_GIVEN EXERCISE:_
Word for word, print each line of the listing below; pictures stay out.

_DATASET EXCERPT:_
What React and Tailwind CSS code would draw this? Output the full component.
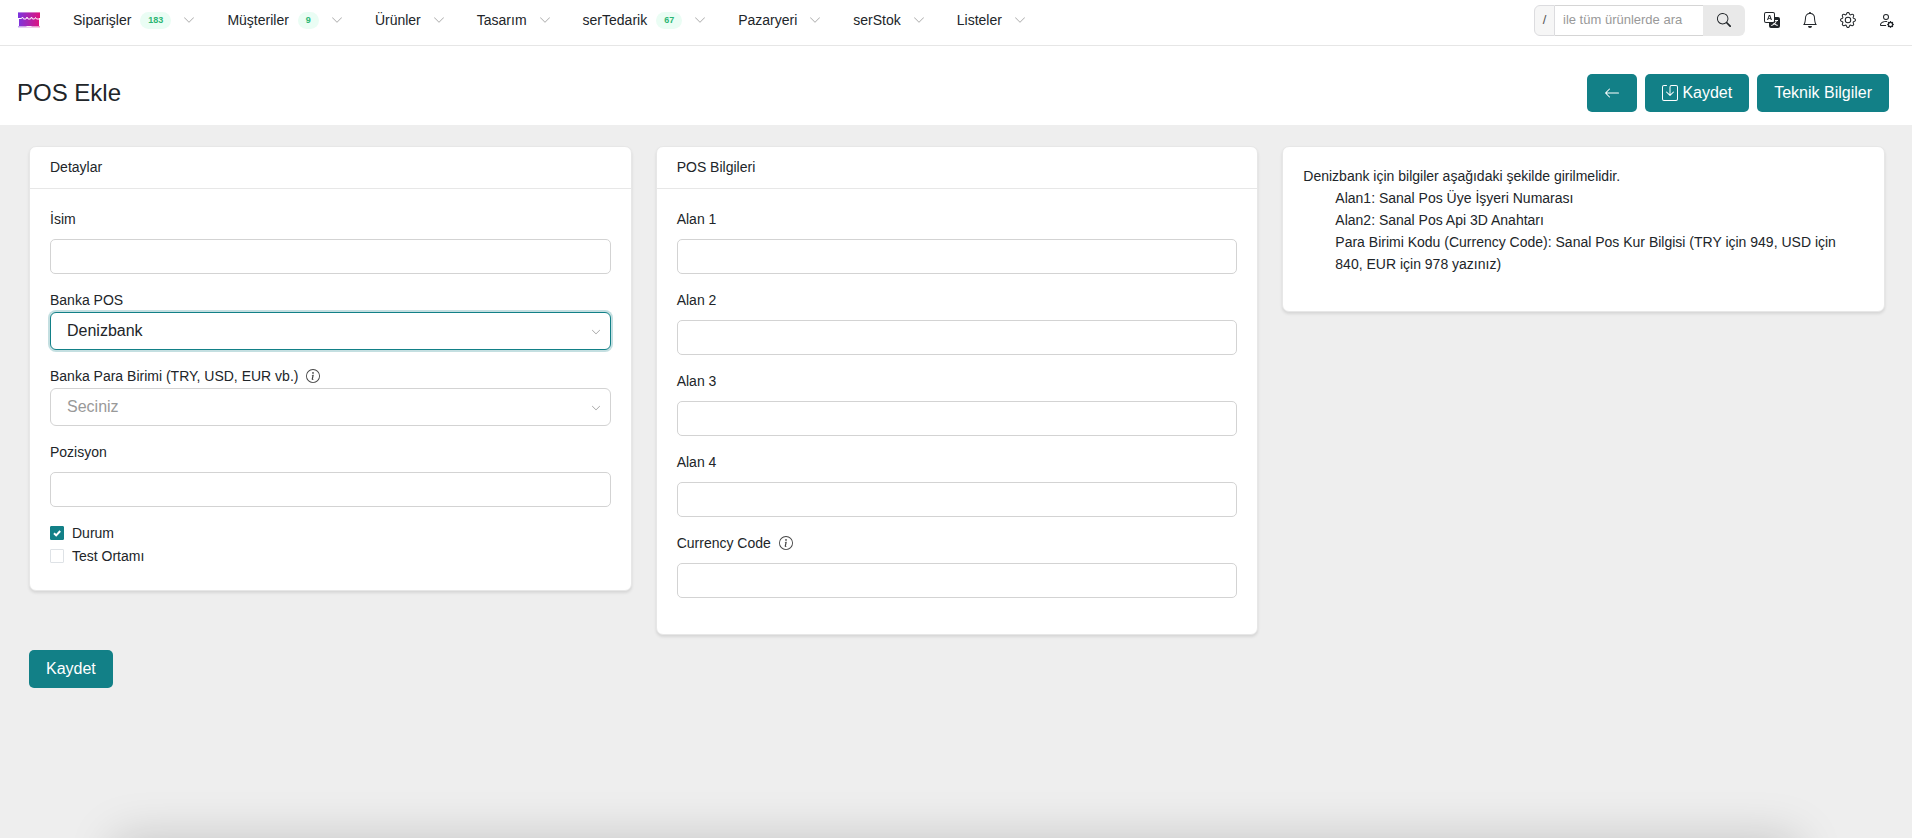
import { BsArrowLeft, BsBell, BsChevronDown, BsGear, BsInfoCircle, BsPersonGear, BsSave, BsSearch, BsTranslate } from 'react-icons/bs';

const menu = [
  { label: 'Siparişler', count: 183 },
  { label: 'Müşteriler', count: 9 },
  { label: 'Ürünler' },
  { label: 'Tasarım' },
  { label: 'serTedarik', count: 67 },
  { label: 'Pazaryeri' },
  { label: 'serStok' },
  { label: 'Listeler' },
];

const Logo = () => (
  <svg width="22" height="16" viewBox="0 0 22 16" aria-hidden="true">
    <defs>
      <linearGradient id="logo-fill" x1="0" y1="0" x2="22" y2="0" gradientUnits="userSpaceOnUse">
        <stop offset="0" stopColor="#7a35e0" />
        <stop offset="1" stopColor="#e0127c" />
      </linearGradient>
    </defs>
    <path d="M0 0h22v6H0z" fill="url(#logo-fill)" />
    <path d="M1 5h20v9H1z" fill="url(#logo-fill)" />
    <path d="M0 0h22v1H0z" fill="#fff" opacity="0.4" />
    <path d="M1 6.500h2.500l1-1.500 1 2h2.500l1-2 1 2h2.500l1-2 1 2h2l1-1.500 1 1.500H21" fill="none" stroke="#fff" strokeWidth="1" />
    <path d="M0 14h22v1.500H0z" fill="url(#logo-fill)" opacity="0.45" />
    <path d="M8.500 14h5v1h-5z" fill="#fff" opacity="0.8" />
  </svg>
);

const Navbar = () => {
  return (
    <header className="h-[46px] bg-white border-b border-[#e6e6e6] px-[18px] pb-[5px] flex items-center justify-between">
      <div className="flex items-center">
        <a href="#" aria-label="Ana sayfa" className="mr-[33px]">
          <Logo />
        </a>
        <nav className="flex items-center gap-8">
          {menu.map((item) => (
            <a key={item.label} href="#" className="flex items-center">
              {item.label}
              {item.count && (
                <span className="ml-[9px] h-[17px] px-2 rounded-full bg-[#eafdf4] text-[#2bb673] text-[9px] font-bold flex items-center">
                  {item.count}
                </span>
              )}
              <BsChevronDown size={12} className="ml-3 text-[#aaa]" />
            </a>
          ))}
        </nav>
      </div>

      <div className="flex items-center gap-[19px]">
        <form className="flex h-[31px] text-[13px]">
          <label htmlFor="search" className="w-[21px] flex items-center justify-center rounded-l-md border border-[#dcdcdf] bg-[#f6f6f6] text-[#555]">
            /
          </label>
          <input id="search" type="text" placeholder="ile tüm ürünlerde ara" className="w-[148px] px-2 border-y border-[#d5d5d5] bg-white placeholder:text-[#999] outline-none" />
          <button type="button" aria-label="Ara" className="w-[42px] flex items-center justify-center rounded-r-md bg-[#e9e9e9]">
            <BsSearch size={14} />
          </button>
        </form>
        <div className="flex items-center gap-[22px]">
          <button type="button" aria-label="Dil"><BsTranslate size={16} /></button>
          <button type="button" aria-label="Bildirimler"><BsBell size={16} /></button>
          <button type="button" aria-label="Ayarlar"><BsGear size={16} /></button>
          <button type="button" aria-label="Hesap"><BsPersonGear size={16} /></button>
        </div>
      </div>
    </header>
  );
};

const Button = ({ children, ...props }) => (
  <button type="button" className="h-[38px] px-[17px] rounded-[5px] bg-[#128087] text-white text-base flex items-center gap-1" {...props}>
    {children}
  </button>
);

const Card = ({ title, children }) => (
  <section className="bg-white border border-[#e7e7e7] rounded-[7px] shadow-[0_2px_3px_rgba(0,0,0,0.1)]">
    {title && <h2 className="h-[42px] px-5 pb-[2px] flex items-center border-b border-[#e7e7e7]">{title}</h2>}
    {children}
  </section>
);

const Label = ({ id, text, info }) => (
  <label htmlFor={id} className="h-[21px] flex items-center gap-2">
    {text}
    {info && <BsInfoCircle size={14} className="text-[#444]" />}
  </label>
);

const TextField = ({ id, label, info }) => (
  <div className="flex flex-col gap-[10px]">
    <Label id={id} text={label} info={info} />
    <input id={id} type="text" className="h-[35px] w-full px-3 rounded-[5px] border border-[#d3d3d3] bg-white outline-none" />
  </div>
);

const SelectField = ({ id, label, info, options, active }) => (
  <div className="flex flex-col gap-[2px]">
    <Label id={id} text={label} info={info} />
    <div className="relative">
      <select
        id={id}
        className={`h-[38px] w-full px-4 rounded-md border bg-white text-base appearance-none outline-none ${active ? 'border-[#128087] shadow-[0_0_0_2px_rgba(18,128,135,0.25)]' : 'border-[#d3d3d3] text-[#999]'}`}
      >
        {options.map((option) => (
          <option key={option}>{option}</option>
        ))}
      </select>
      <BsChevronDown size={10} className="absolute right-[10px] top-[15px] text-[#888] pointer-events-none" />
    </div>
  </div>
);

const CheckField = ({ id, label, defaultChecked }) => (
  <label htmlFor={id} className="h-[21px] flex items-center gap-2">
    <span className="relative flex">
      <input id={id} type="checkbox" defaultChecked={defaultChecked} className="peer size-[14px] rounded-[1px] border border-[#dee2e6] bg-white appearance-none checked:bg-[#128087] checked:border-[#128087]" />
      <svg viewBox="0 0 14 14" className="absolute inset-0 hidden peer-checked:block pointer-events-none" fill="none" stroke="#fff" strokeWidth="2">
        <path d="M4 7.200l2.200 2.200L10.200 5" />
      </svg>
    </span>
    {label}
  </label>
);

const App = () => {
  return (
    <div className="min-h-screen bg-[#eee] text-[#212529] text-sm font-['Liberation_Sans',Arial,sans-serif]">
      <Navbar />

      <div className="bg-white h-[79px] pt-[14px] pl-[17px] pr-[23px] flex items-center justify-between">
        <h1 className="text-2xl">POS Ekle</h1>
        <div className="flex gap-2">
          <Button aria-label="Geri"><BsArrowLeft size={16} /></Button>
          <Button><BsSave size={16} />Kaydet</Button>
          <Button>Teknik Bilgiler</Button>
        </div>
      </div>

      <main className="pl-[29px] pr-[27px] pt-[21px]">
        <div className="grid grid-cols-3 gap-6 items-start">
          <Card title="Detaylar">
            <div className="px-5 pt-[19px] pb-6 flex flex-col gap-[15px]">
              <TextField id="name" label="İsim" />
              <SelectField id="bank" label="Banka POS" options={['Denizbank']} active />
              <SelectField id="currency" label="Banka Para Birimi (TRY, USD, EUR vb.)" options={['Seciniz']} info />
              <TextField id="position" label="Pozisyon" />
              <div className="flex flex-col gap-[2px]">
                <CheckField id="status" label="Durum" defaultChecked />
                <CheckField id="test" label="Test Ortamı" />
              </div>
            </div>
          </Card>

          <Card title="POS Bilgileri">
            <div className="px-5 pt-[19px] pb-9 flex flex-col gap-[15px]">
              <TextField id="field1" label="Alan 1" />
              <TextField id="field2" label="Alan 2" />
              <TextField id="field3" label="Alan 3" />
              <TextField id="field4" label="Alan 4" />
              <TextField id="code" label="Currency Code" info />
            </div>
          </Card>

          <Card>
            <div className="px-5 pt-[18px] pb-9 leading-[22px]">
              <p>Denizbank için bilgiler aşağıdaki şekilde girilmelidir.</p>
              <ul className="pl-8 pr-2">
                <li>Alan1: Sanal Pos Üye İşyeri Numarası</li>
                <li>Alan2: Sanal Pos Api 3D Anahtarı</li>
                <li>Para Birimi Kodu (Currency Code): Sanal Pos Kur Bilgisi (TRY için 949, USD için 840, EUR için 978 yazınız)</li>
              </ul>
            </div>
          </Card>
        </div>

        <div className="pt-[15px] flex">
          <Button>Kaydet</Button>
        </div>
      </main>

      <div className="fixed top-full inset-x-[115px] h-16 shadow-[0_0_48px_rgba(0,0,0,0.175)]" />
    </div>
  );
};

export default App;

_TASK RESULT:_
What React and Tailwind CSS code would draw this? Output the full component.
import { BsArrowLeft, BsBell, BsChevronDown, BsGear, BsInfoCircle, BsPersonGear, BsSave, BsSearch, BsTranslate } from 'react-icons/bs';

const menu = [
  { label: 'Siparişler', count: 183 },
  { label: 'Müşteriler', count: 9 },
  { label: 'Ürünler' },
  { label: 'Tasarım' },
  { label: 'serTedarik', count: 67 },
  { label: 'Pazaryeri' },
  { label: 'serStok' },
  { label: 'Listeler' },
];

const Logo = () => (
  <svg width="22" height="16" viewBox="0 0 22 16" aria-hidden="true">
    <defs>
      <linearGradient id="logo-fill" x1="0" y1="0" x2="22" y2="0" gradientUnits="userSpaceOnUse">
        <stop offset="0" stopColor="#7a35e0" />
        <stop offset="1" stopColor="#e0127c" />
      </linearGradient>
    </defs>
    <path d="M0 0h22v6H0z" fill="url(#logo-fill)" />
    <path d="M1 5h20v9H1z" fill="url(#logo-fill)" />
    <path d="M0 0h22v1H0z" fill="#fff" opacity="0.4" />
    <path d="M1 6.500h2.500l1-1.500 1 2h2.500l1-2 1 2h2.500l1-2 1 2h2l1-1.500 1 1.500H21" fill="none" stroke="#fff" strokeWidth="1" />
    <path d="M0 14h22v1.500H0z" fill="url(#logo-fill)" opacity="0.45" />
    <path d="M8.500 14h5v1h-5z" fill="#fff" opacity="0.8" />
  </svg>
);

const Navbar = () => {
  return (
    <header className="h-[46px] bg-white border-b border-[#e6e6e6] px-[18px] pb-[5px] flex items-center justify-between">
      <div className="flex items-center">
        <a href="#" aria-label="Ana sayfa" className="mr-[33px]">
          <Logo />
        </a>
        <nav className="flex items-center gap-8">
          {menu.map((item) => (
            <a key={item.label} href="#" className="flex items-center">
              {item.label}
              {item.count && (
                <span className="ml-[9px] h-[17px] px-2 rounded-full bg-[#eafdf4] text-[#2bb673] text-[9px] font-bold flex items-center">
                  {item.count}
                </span>
              )}
              <BsChevronDown size={12} className="ml-3 text-[#aaa]" />
            </a>
          ))}
        </nav>
      </div>

      <div className="flex items-center gap-[19px]">
        <form className="flex h-[31px] text-[13px]">
          <label htmlFor="search" className="w-[21px] flex items-center justify-center rounded-l-md border border-[#dcdcdf] bg-[#f6f6f6] text-[#555]">
            /
          </label>
          <input id="search" type="text" placeholder="ile tüm ürünlerde ara" className="w-[148px] px-2 border-y border-[#d5d5d5] bg-white placeholder:text-[#999] outline-none" />
          <button type="button" aria-label="Ara" className="w-[42px] flex items-center justify-center rounded-r-md bg-[#e9e9e9]">
            <BsSearch size={14} />
          </button>
        </form>
        <div className="flex items-center gap-[22px]">
          <button type="button" aria-label="Dil"><BsTranslate size={16} /></button>
          <button type="button" aria-label="Bildirimler"><BsBell size={16} /></button>
          <button type="button" aria-label="Ayarlar"><BsGear size={16} /></button>
          <button type="button" aria-label="Hesap"><BsPersonGear size={16} /></button>
        </div>
      </div>
    </header>
  );
};

const Button = ({ children, ...props }) => (
  <button type="button" className="h-[38px] px-[17px] rounded-[5px] bg-[#128087] text-white text-base flex items-center gap-1" {...props}>
    {children}
  </button>
);

const Card = ({ title, children }) => (
  <section className="bg-white border border-[#e7e7e7] rounded-[7px] shadow-[0_2px_3px_rgba(0,0,0,0.1)]">
    {title && <h2 className="h-[42px] px-5 pb-[2px] flex items-center border-b border-[#e7e7e7]">{title}</h2>}
    {children}
  </section>
);

const Label = ({ id, text, info }) => (
  <label htmlFor={id} className="h-[21px] flex items-center gap-2">
    {text}
    {info && <BsInfoCircle size={14} className="text-[#444]" />}
  </label>
);

const TextField = ({ id, label, info }) => (
  <div className="flex flex-col gap-[10px]">
    <Label id={id} text={label} info={info} />
    <input id={id} type="text" className="h-[35px] w-full px-3 rounded-[5px] border border-[#d3d3d3] bg-white outline-none" />
  </div>
);

const SelectField = ({ id, label, info, options, active }) => (
  <div className="flex flex-col gap-[2px]">
    <Label id={id} text={label} info={info} />
    <div className="relative">
      <select
        id={id}
        className={`h-[38px] w-full px-4 rounded-md border bg-white text-base appearance-none outline-none ${active ? 'border-[#128087] shadow-[0_0_0_2px_rgba(18,128,135,0.25)]' : 'border-[#d3d3d3] text-[#999]'}`}
      >
        {options.map((option) => (
          <option key={option}>{option}</option>
        ))}
      </select>
      <BsChevronDown size={10} className="absolute right-[10px] top-[15px] text-[#888] pointer-events-none" />
    </div>
  </div>
);

const CheckField = ({ id, label, defaultChecked }) => (
  <label htmlFor={id} className="h-[21px] flex items-center gap-2">
    <span className="relative flex">
      <input id={id} type="checkbox" defaultChecked={defaultChecked} className="peer size-[14px] rounded-[1px] border border-[#dee2e6] bg-white appearance-none checked:bg-[#128087] checked:border-[#128087]" />
      <svg viewBox="0 0 14 14" className="absolute inset-0 hidden peer-checked:block pointer-events-none" fill="none" stroke="#fff" strokeWidth="2">
        <path d="M4 7.200l2.200 2.200L10.200 5" />
      </svg>
    </span>
    {label}
  </label>
);

const App = () => {
  return (
    <div className="min-h-screen bg-[#eee] text-[#212529] text-sm font-['Liberation_Sans',Arial,sans-serif]">
      <Navbar />

      <div className="bg-white h-[79px] pt-[14px] pl-[17px] pr-[23px] flex items-center justify-between">
        <h1 className="text-2xl">POS Ekle</h1>
        <div className="flex gap-2">
          <Button aria-label="Geri"><BsArrowLeft size={16} /></Button>
          <Button><BsSave size={16} />Kaydet</Button>
          <Button>Teknik Bilgiler</Button>
        </div>
      </div>

      <main className="pl-[29px] pr-[27px] pt-[21px]">
        <div className="grid grid-cols-3 gap-6 items-start">
          <Card title="Detaylar">
            <div className="px-5 pt-[19px] pb-6 flex flex-col gap-[15px]">
              <TextField id="name" label="İsim" />
              <SelectField id="bank" label="Banka POS" options={['Denizbank']} active />
              <SelectField id="currency" label="Banka Para Birimi (TRY, USD, EUR vb.)" options={['Seciniz']} info />
              <TextField id="position" label="Pozisyon" />
              <div className="flex flex-col gap-[2px]">
                <CheckField id="status" label="Durum" defaultChecked />
                <CheckField id="test" label="Test Ortamı" />
              </div>
            </div>
          </Card>

          <Card title="POS Bilgileri">
            <div className="px-5 pt-[19px] pb-9 flex flex-col gap-[15px]">
              <TextField id="field1" label="Alan 1" />
              <TextField id="field2" label="Alan 2" />
              <TextField id="field3" label="Alan 3" />
              <TextField id="field4" label="Alan 4" />
              <TextField id="code" label="Currency Code" info />
            </div>
          </Card>

          <Card>
            <div className="px-5 pt-[18px] pb-9 leading-[22px]">
              <p>Denizbank için bilgiler aşağıdaki şekilde girilmelidir.</p>
              <ul className="pl-8 pr-2">
                <li>Alan1: Sanal Pos Üye İşyeri Numarası</li>
                <li>Alan2: Sanal Pos Api 3D Anahtarı</li>
                <li>Para Birimi Kodu (Currency Code): Sanal Pos Kur Bilgisi (TRY için 949, USD için 840, EUR için 978 yazınız)</li>
              </ul>
            </div>
          </Card>
        </div>

        <div className="pt-[15px] flex">
          <Button>Kaydet</Button>
        </div>
      </main>

      <div className="fixed top-full inset-x-[115px] h-16 shadow-[0_0_48px_rgba(0,0,0,0.175)]" />
    </div>
  );
};

export default App;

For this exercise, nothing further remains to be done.